I asked him, “Can I be in charge when we first meet? Just while I acclimate to your energy? Or.. I can tell you what I need if you prefer.?”
“Baby Girl can tell me what she needs and wants. Daddy’s always in charge.”
(holy fucking shit)
“That’s so fucking hot.”
(OMG - why was that was SO fucking hot??)
“Daddy loves BG.”
xoxo 💋
And, well friends, that was just another day in paradise for this westside whore. For weeks this went on, taking me on a rollercoaster of emotions from shame to elation. I grapple a bit with the deviant nature of it, not because I think it was bad or wrong, but because I still fear judgement.
Society hates an everyday, regular woman who begins to take ownership of her sexual prowess. She’s a SLUT. A WHORE. Her shame lives on the lips of those who gossip and judge, but I’m not having it. I won’t be shamed for wanting my pleasure.
So why am I sharing it with the internet?
Because shame can’t survive for long in the light. I mean, unless my 80-year-old parents accidentally get their hands on these stories.. That 100% makes me want to die of shame. But obviously, every day I question my judgement for publishing such intimate information on the WWW… It just feels so good to show myself, to be audaciously honest about my life and its happenings…
Look around.
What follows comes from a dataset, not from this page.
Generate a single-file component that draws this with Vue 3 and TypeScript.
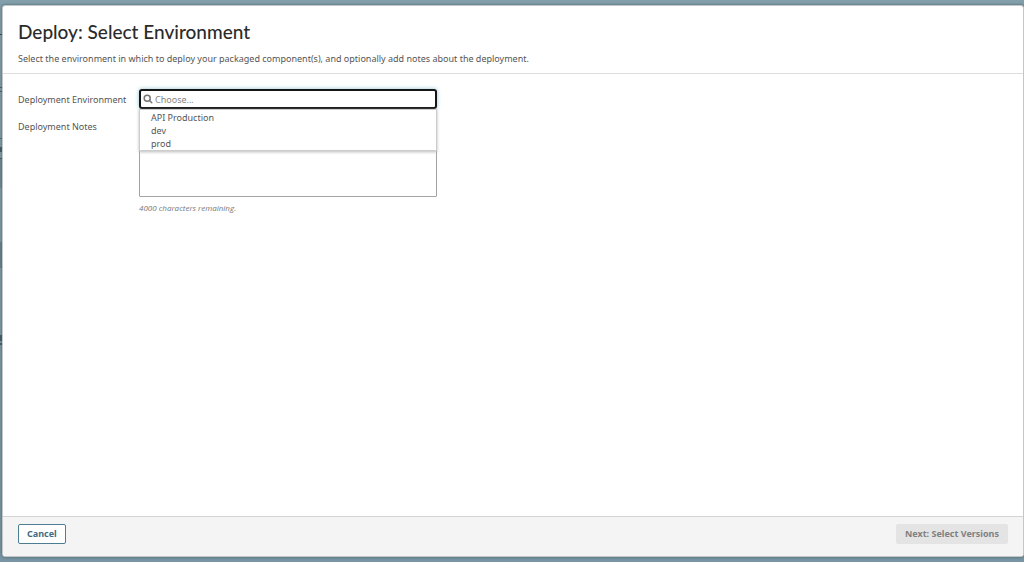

So much of everything - how we behave, what we feel and think - is deeply motivated by the love or the lack thereof that we’ve had in our lives. I don’t expect everyone to understand, but if someone wants to judge a bitch for slutting it up in the name of ELLE OHH VEE EEE love, then oh fucking well.
That said, no matter how someone might perceive this particular affair, I hope that they can relate to my need to give and receive love. And how good it feels to be myself without collapsing under the weight of judgement or expectation…
Claiming pleasure with little to no regard for other people’s opinion? Now that’s what I call slutting it up.